Not only am I interested in the pipeline potential in muscular dystrophy, but I'm overall quite bullish on the RNA drug sector based on the science itself. RNA drugs will bring a whole new way to manipulate cell physiology, which leads to applications in many different indications.
While Sarepta attracts the most attention from its flagship drug eteplirsen these days, it's important to remember that the company also has valuable RNAi-based technology at its fingertips that will be able to take part in this new class of drugs.
Although I believe that Sarepta is very well suited for "buy and hold" investors looking at multi-year trades, an upcoming end-of-Phase II meeting with the FDA should get some short-term speculators interested on both sides of the SRPT trade.
This is because the bullish argument for Sarepta in the short term is based on the idea that the FDA will allow Sarepta to submit an early approval application for the breakthrough therapy eteplirsen for the treatment of Duchenne Muscular Dystrophy.
Many short-term bears think that eteplirsen will have to provide Phase III data before receiving FDA approval. This would delay the company's overall progress, delay gratification (in the form of eteplirsen revenues) and incur additional costs for EPS-negative Sarepta.

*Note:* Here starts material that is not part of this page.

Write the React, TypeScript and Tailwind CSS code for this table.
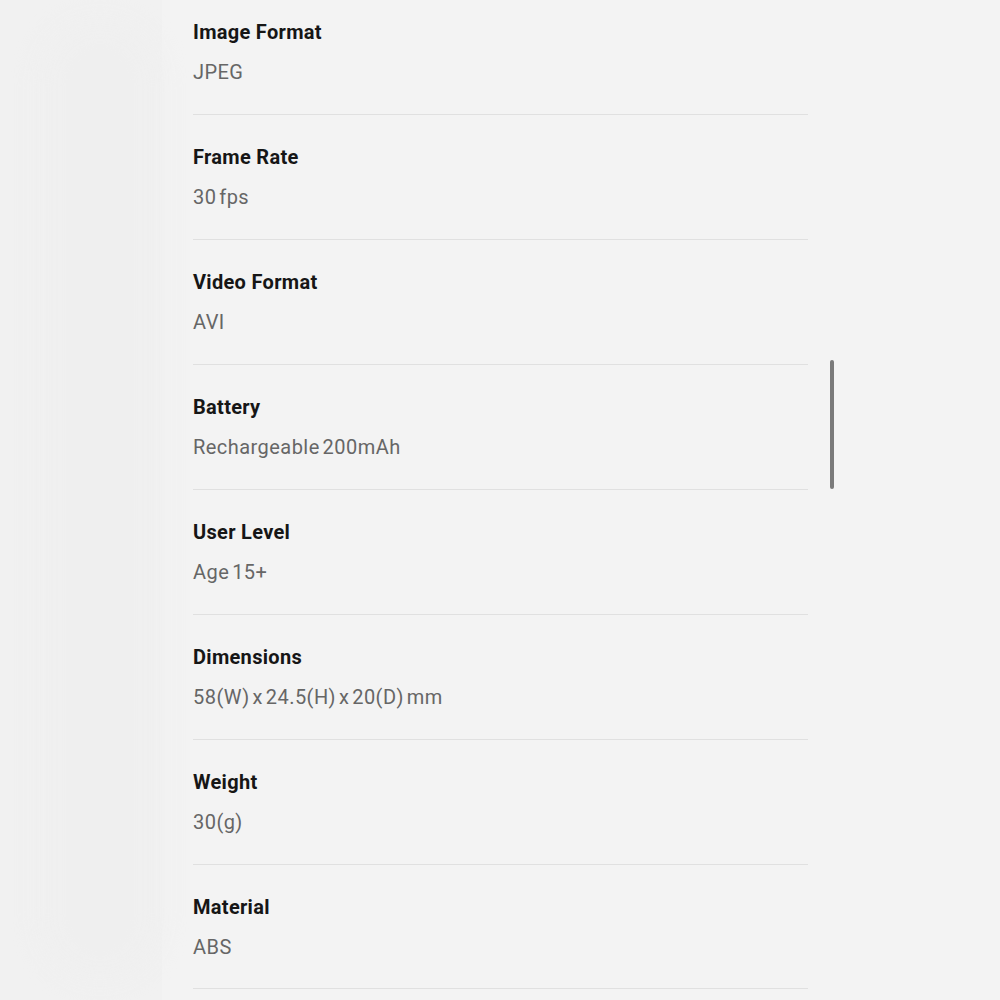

So it seems that both sides seem to agree that early approval would be a big deal for eteplirsen and Sarepta from an investing standpoint, but there is some disagreement on the outcome.
The end-of-Phase II meetings are expected to occur within the next few weeks (before the end of March 2013), and given its timing I think that Sarepta's related press release will be out in the first week of April.
If eteplirsen gets the nod from the FDA and has an application filed in the near future, SRPT will probably become a $40 stock based on the sales potential for eteplirsen and Sarepta's similar DMD drugs. Recall that SRPT was trading at this level right after the release of eteplirsen's Phase IIb data in 2012.
While there aren't many patients, orphan drugs for rare, deadly diseases have substantial pricing power and much more viability when it comes to reimbursement. This would be especially true for eteplirsen due to a complete lack of competition. From what we can tell, doctors will want their DMD patients on this therapy as soon as it's available.
Personally, I will be staying long SRPT due to my guess that eteplirsen has a better than even chance of getting FDA approval without a Phase III trial. Like I mentioned earlier, a premature approval for eteplirsen would mean that the drug would not have to go through the long enrollment process for a Phase III trial, and conduct the trial itself. This brings Sarepta a few years closer to potential earnings-positive territory, and gives them quicker revenue that can be used for pipeline development.
If the FDA doesn't offer an early route to approval for the drug, SRPT may drop in the short run but still offers a long-term RNA drug developer play that I would be comfortable holding.
Those who don't want major exposure to binary catalysts like the one we are about to see can simply reduce the size of their position, or exit now and come back later to avoid the uncertainty - although the FDA's increasing leniency towards drug developers in recent years leads me to believe that eteplirsen is coming to the market sooner rather than later.